On the human side, with my clientele it isn’t just about having their hair grow out and be too long. I have clients who don’t own shampoo and conditioner, who don’t know how to wash their own hair properly. Many of my clients don’t have blow dryers. One of the benefits of the maintenance plan I set up is that I take care of everything for them and they don’t have to worry about it! People with textured hair can’t really shower, wash, and go unless they have a natural hairstyle, which itself takes planning and work. I have a lot of clients who began to work from home, with constant meetings where they had to be on camera, and their lack of haircare created a lot of anxiety for them.

Now that we’ve been allowed to re-open, I’m requiring clients to text me when they arrive to make sure I’m ready for them to enter the salon. I’m disinfecting between each client. I’m taking temperatures, we’re wearing masks, and I don’t switch back and forth between two clients in different chairs. I have to do just one at a time. That’s really all that we can do right now.

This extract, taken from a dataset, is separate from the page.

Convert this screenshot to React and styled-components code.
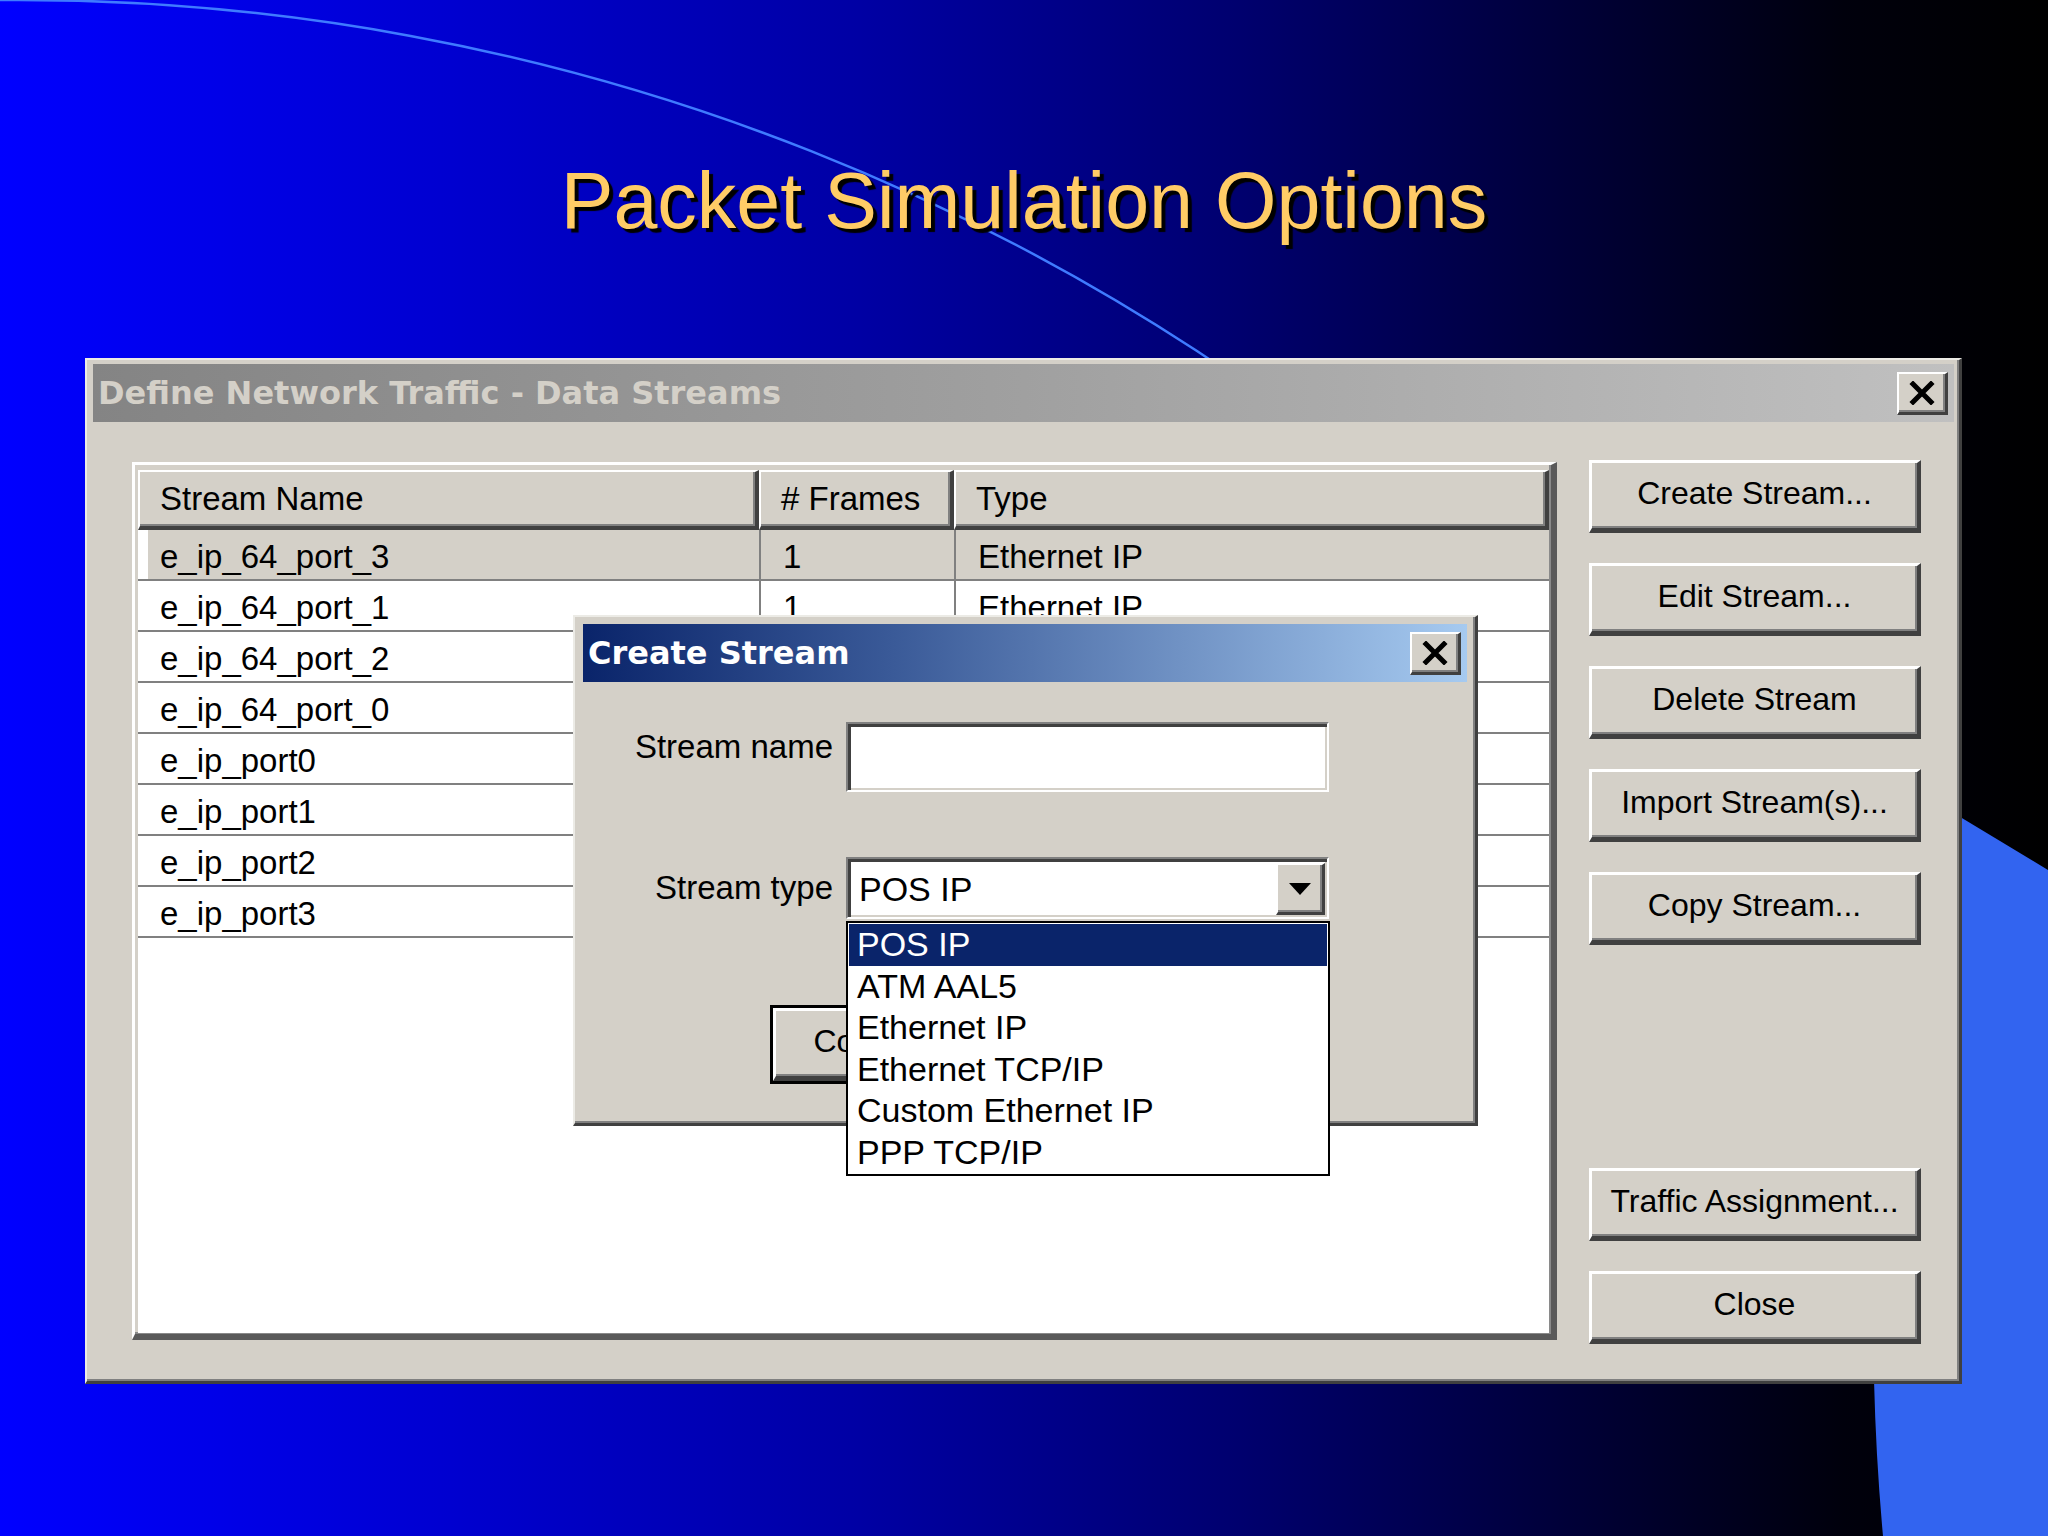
import React from 'react';
import styled, { createGlobalStyle, css } from 'styled-components';

const streams = [
  { name: 'e_ip_64_port_3', frames: 1, type: 'Ethernet IP', selected: true },
  { name: 'e_ip_64_port_1', frames: 1, type: 'Ethernet IP' },
  { name: 'e_ip_64_port_2', frames: 1, type: 'Ethernet IP' },
  { name: 'e_ip_64_port_0', frames: 1, type: 'Ethernet IP' },
  { name: 'e_ip_port0', frames: 1, type: 'Ethernet IP' },
  { name: 'e_ip_port1', frames: 1, type: 'Ethernet IP' },
  { name: 'e_ip_port2', frames: 1, type: 'Ethernet IP' },
  { name: 'e_ip_port3', frames: 1, type: 'Ethernet IP' },
];

const streamTypes = ['POS IP', 'ATM AAL5', 'Ethernet IP', 'Ethernet TCP/IP', 'Custom Ethernet IP', 'PPP TCP/IP'];

const CloseGlyph = () => (
  <svg width="26" height="24" viewBox="0 0 26 24">
    <path d="M4 3 L22 21 M22 3 L4 21" stroke="#000" strokeWidth="5" strokeLinecap="square" />
  </svg>
);

const ArrowGlyph = () => (
  <svg width="22" height="12" viewBox="0 0 22 12">
    <polygon points="0,0 22,0 11,12" fill="#000" />
  </svg>
);

const App = () => {
  return (
    <>
      <GlobalStyle />
      <Slide>
        <Backdrop viewBox="0 0 2048 1536">
          <circle cx="19" cy="2152" r="2152" fill="none" stroke="#3f7bff" strokeWidth="2.5" />
          <path d="M1700 660 L2048 870 L2048 1536 L1883 1536 Q1876 1460 1874 1380 L1860 900 Z" fill="#3264f0" />
        </Backdrop>

        <Title>Packet Simulation Options</Title>

        <Window>
          <TitleBar>
            <TitleText>Define Network Traffic - Data Streams</TitleText>
            <CloseButton><CloseGlyph /></CloseButton>
          </TitleBar>

          <WindowBody>
            <ListFrame>
              <ListView>
                <HeaderRow>
                  <HeaderCell>Stream Name</HeaderCell>
                  <HeaderCell># Frames</HeaderCell>
                  <HeaderCell>Type</HeaderCell>
                </HeaderRow>
                {streams.map((s) => (
                  <DataRow key={s.name} $selected={s.selected}>
                    <Cell>{s.name}</Cell>
                    <Cell $divider>{s.frames}</Cell>
                    <Cell $divider>{s.type}</Cell>
                  </DataRow>
                ))}
              </ListView>
            </ListFrame>

            <ButtonColumn>
              <ButtonGroup>
                <PushButton>Create Stream...</PushButton>
                <PushButton>Edit Stream...</PushButton>
                <PushButton>Delete Stream</PushButton>
                <PushButton>Import Stream(s)...</PushButton>
                <PushButton>Copy Stream...</PushButton>
              </ButtonGroup>
              <ButtonGroup>
                <PushButton>Traffic Assignment...</PushButton>
                <PushButton>Close</PushButton>
              </ButtonGroup>
            </ButtonColumn>
          </WindowBody>
        </Window>

        <Dialog>
          <TitleBar $active>
            <TitleText $active>Create Stream</TitleText>
            <CloseButton><CloseGlyph /></CloseButton>
          </TitleBar>

          <DialogBody>
            <FieldLabel $raise>Stream name</FieldLabel>
            <TextField />

            <FieldLabel>Stream type</FieldLabel>
            <SelectBox>
              <SelectValue>POS IP</SelectValue>
              <ArrowButton><ArrowGlyph /></ArrowButton>
              <DropList>
                {streamTypes.map((t, i) => (
                  <DropItem key={t} $active={i === 0}>{t}</DropItem>
                ))}
              </DropList>
            </SelectBox>

            <DialogActions>
              <DialogButton $default>Continue</DialogButton>
              <DialogButton>Cancel</DialogButton>
            </DialogActions>
          </DialogBody>
        </Dialog>
      </Slide>
    </>
  );
};

export default App;

// Styled-components styles

const GlobalStyle = createGlobalStyle`
  html, body {
    margin: 0;
    padding: 0;
    background: #000;
  }
  body {
    font-family: "Liberation Sans", Arial, sans-serif;
  }
`;

const raised = css`
  border-style: solid;
  border-width: 2px 3px 3px 2px;
  border-color: #ffffff #404040 #404040 #ffffff;
  box-shadow: inset -2px -2px 0 #808080;
`;

const Slide = styled.div`
  position: relative;
  width: 2048px;
  height: 1536px;
  overflow: hidden;
  display: flex;
  flex-direction: column;
  background: linear-gradient(90deg, #0000ff 0%, #0000d0 22%, #0000a4 42%, #000070 60%, #00003a 76%, #00000c 90%, #000000 100%);
`;

const Backdrop = styled.svg`
  position: absolute;
  left: 0;
  top: 0;
  width: 2048px;
  height: 1536px;
  z-index: 0;
`;

const Title = styled.h1`
  position: relative;
  z-index: 1;
  margin: 161px 0 0;
  height: 79px;
  font: 400 79px/79px "Liberation Sans", Arial, sans-serif;
  color: #ffcc66;
  text-align: center;
  text-shadow: 4px 4px 1px #000;
`;

const Window = styled.div`
  position: relative;
  z-index: 1;
  box-sizing: border-box;
  margin: 118px 0 0 85px;
  width: 1877px;
  height: 1026px;
  padding: 4px 5px 0 6px;
  display: flex;
  flex-direction: column;
  background: #d4d0c8;
  border-style: solid;
  border-width: 2px 3px 3px 2px;
  border-color: #ecebe6 #404040 #404040 #ecebe6;
  box-shadow: inset -2px -2px 0 #808080;
`;

const TitleBar = styled.div`
  flex: none;
  height: 58px;
  display: flex;
  align-items: center;
  justify-content: space-between;
  padding: 0 6px 0 5px;
  background: ${(p) =>
    p.$active
      ? 'linear-gradient(90deg, #0a246a 0%, #3a5a98 35%, #a6caf0 100%)'
      : 'linear-gradient(90deg, #848484 0%, #a0a0a0 50%, #c0c0c0 100%)'};
`;

const TitleText = styled.span`
  font: 700 32px/58px "DejaVu Sans", Verdana, sans-serif;
  color: ${(p) => (p.$active ? '#ffffff' : '#d4d0c8')};
  white-space: nowrap;
`;

const CloseButton = styled.div`
  box-sizing: border-box;
  width: 51px;
  height: 43px;
  display: flex;
  align-items: center;
  justify-content: center;
  background: #d4d0c8;
  ${raised}
`;

const WindowBody = styled.div`
  flex: 1;
  display: flex;
  gap: 32px;
  padding: 40px 0 0 39px;
`;

const ListFrame = styled.div`
  box-sizing: border-box;
  width: 1425px;
  height: 878px;
  display: flex;
  padding: 5px 2px 1px 3px;
  background: #d4d0c8;
  border-style: solid;
  border-width: 3px 6px 6px 3px;
  border-color: #ffffff #5a5a5a #5a5a5a #ffffff;
  box-shadow: inset -2px -2px 0 #8a8a8a;
`;

const ListView = styled.div`
  flex: 1;
  display: flex;
  flex-direction: column;
  background: #ffffff;
  overflow: hidden;
`;

const columns = css`
  display: grid;
  grid-template-columns: 621px 195px 1fr;
`;

const HeaderRow = styled.div`
  ${columns}
  flex: none;
  height: 60px;
`;

const HeaderCell = styled.div`
  box-sizing: border-box;
  padding-left: 20px;
  background: #d4d0c8;
  border-style: solid;
  border-width: 2px 4px 4px 2px;
  border-color: #ffffff #404040 #404040 #ffffff;
  box-shadow: inset -2px -2px 0 #808080;
  font-size: 33px;
  line-height: 54px;
  color: #000;
  white-space: nowrap;
`;

const DataRow = styled.div`
  ${columns}
  box-sizing: border-box;
  flex: none;
  height: 51px;
  border-bottom: 2px solid #808080;
  background: ${(p) => (p.$selected ? 'linear-gradient(90deg, #ffffff 10px, #d4d0c8 10px)' : '#ffffff')};
`;

const Cell = styled.div`
  box-sizing: border-box;
  padding: 4px 0 0 22px;
  font-size: 33px;
  line-height: 45px;
  color: #000;
  white-space: nowrap;
  border-left: ${(p) => (p.$divider ? '2px solid #808080' : 'none')};
`;

const ButtonColumn = styled.div`
  width: 332px;
  height: 884px;
  margin-top: -2px;
  display: flex;
  flex-direction: column;
  justify-content: space-between;
`;

const ButtonGroup = styled.div`
  display: flex;
  flex-direction: column;
  gap: 30px;
`;

const PushButton = styled.button`
  box-sizing: border-box;
  width: 100%;
  height: 73px;
  padding: 0 0 4px;
  background: #d4d0c8;
  border-style: solid;
  border-width: 3px 4px 5px 3px;
  border-color: #ffffff #404040 #404040 #ffffff;
  box-shadow: inset -2px -2px 0 #808080;
  font: 400 32px "Liberation Sans", Arial, sans-serif;
  color: #000;
  white-space: nowrap;
`;

const Dialog = styled.div`
  position: absolute;
  z-index: 2;
  left: 573px;
  top: 615px;
  box-sizing: border-box;
  width: 905px;
  height: 511px;
  padding: 7px 8px;
  display: flex;
  flex-direction: column;
  background: #d4d0c8;
  border-style: solid;
  border-width: 2px 3px 3px 2px;
  border-color: #ecebe6 #404040 #404040 #ecebe6;
  box-shadow: inset -2px -2px 0 #808080;
`;

const DialogBody = styled.div`
  display: grid;
  grid-template-columns: 1fr 483px;
  grid-template-rows: 70px 62px auto;
  column-gap: 13px;
  row-gap: 65px;
  padding: 40px 138px 0 0;
`;

const FieldLabel = styled.div`
  align-self: center;
  margin-bottom: ${(p) => (p.$raise ? '20px' : '0')};
  text-align: right;
  font-size: 33px;
  line-height: 40px;
  color: #000;
  white-space: nowrap;
`;

const sunken = css`
  box-sizing: border-box;
  background: #ffffff;
  border-style: solid;
  border-width: 2px;
  border-color: #808080 #ffffff #ffffff #808080;
  box-shadow: inset 3px 3px 0 #404040, inset -2px -2px 0 #d4d0c8;
`;

const TextField = styled.div`
  ${sunken}
`;

const SelectBox = styled.div`
  ${sunken}
  position: relative;
  display: flex;
  align-items: center;
  padding: 4px 2px 2px 3px;
`;

const SelectValue = styled.div`
  flex: 1;
  padding-left: 8px;
  font-size: 34px;
  line-height: 54px;
  color: #000;
`;

const ArrowButton = styled.div`
  box-sizing: border-box;
  width: 49px;
  height: 52px;
  display: flex;
  align-items: center;
  justify-content: center;
  background: #d4d0c8;
  ${raised}
`;

const DropList = styled.div`
  position: absolute;
  left: -2px;
  top: calc(100% + 4px);
  box-sizing: border-box;
  width: 484px;
  padding: 1px;
  background: #ffffff;
  border: 2px solid #000;
`;

const DropItem = styled.div`
  height: 41.5px;
  padding-left: 8px;
  font-size: 34px;
  line-height: 41px;
  white-space: nowrap;
  color: ${(p) => (p.$active ? '#ffffff' : '#000000')};
  background: ${(p) => (p.$active ? '#0a246a' : 'transparent')};
`;

const DialogActions = styled.div`
  grid-column: 1 / -1;
  display: flex;
  gap: 44px;
  margin-top: 24px;
  padding-left: 190px;
`;

const DialogButton = styled.button`
  box-sizing: border-box;
  width: 210px;
  height: 73px;
  padding: 0 0 4px;
  background: #d4d0c8;
  border-style: solid;
  border-width: 3px 4px 5px 3px;
  border-color: #ffffff #404040 #404040 #ffffff;
  box-shadow: inset -2px -2px 0 #808080;
  outline: ${(p) => (p.$default ? '3px solid #000' : 'none')};
  font: 400 32px "Liberation Sans", Arial, sans-serif;
  color: #000;
`;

Clover: What advice do you have for other small business owners?
Posh: Before opening a business, you should prepare for your first two years being the start-up phase. You might not see the revenue that you expect. Don’t give up, it’s just part of it. It usually takes anywhere from three to five years to get your business to a place that is consistently profitable. A lot of these things aren’t taught in school, unless you get a degree in business, so be prepared to learn on the fly. Have at least one or two years’ worth of savings for your business and your personal life. You have to take the good, the bad, and the ugly. But if you can weather the storm, it’s so rewarding on the other side.